United States District Court, D. Delaware

September 27, 2019


         Chapter 13




         Presently before the Court is a petition for rehearing en banc and/or panel rehearing under Rules 35 and 40 of the Federal Rules of Appellate Procedure (D.I. 42) (“Petition for Rehearing”) filed by Chapter 13 debtor Andrea Genrette (“Appellant”) with respect to her appeal from a Bankruptcy Court Order (Bankr. D.I. 90)[1] (“the Lift Stay Order”) which (i) granted relief from the automatic stay to appellee, Bank of New York Mellon Trust Company, National Association as Trustee for Residential Asset Mortgage Products, Inc., Mortgage Asset-Backed Pass-Through Certificates Series 2004-RS8 by and through its attorney in fact Ocwen Loan Servicing, LLC (“Bank of New York”), and (ii) denied Appellant’s motion to reinstate the automatic stay (Bankr. D.I. 87). On February 7, 2019, this Court issued a Memorandum Order affirming the Lift Stay Order. (D.I. 41). On February 22, 2019, Appellant filed the Petition. For the reasons set forth herein, the Petition is denied.


         A. Chapter 13 Case and Lift Stay Order

         Appellant is the owner of real property located at 4 Westbury Drive, New Castle, Delaware 19720 (“the Property”). Appellant has a mortgage on the Property owed to Bank of New York. On August 19, 2015, Appellant commenced a Chapter 13 case (Bankr. D.I. 1). On October 26, 2015, the Bankruptcy Court entered an order confirming Appellant’s Chapter 13 plan. (See Bankr. D.I. 30, 34). On June 29, 2017, Bank of New York filed a Motion for Relief from Stay (Bankr. D.I. 52) (“Stay Relief Motion”) based on Appellant’s failure to make the required post-petition payments under the Chapter 13 plan, including 12 post-petition payments for the months of July 2016 through June 2017. (Id. ¶ 1).

         To avoid litigation, determination of the Stay Relief Motion was stayed by agreement of the parties per a signed stipulation (Bankr. D.I. 59) (“Stipulation”). Under the terms of the Stipulation, Appellant acknowledged Bank of New York’s calculation of post-petition arrearages and costs and agreed to file, within 30 days, a modified Chapter 13 plan to provide a cure for the post-petition delinquency of payment of arrearages and costs, then totaling $14, 197.58 (id. ¶¶ 10-12) and additionally to continue to make regular monthly payments in the amount of $1, 242.52 as due beginning with the September 1, 2017 payment (id. ¶ 13). Under the Stipulation, events of default included: Appellant’s failure to file the modified Chapter 13 plan, failure to pay the post-petition arrearages, and failure to make any of the monthly payments. (Id. ¶ 14). Upon occurrence of an event of default, 10 days’ notice to Appellant, and Appellant’s failure to cure, the Stipulation provided that the Stay Relief Motion would be granted without further hearing. (Id. ¶ 15). On October 3, 2017, the Bankruptcy Court approved the Stipulation (Bankr. D.I. 60) (“Stipulated Order”).
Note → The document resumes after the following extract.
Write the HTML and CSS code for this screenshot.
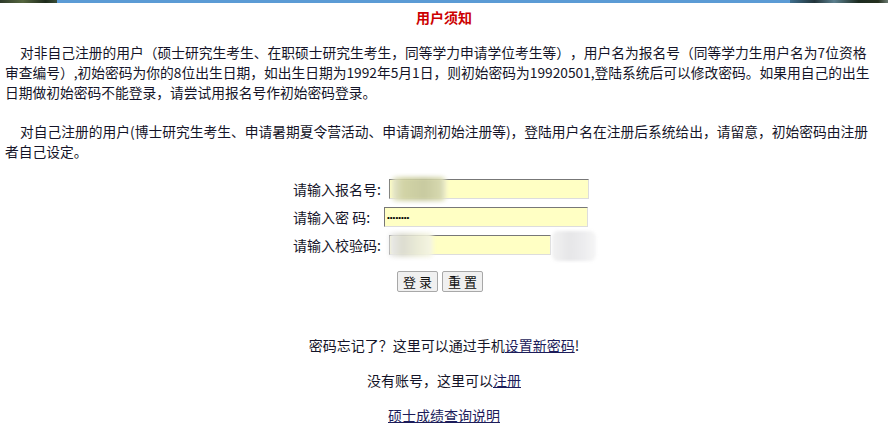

         On January 11, 2018, Bank of New York filed a notice of non-compliance. (Bankr. D.I. 65). The notice indicates, and the docket reflects, that Appellant failed to file a modified Chapter 13 plan as required by the Stipulated Order. The notice of non-compliance also stated that Appellant was in default for a total amount of $3, 707.08, which included three regular mortgage payments required on November 2017, December 2017, and January 2018. (Id. at 2).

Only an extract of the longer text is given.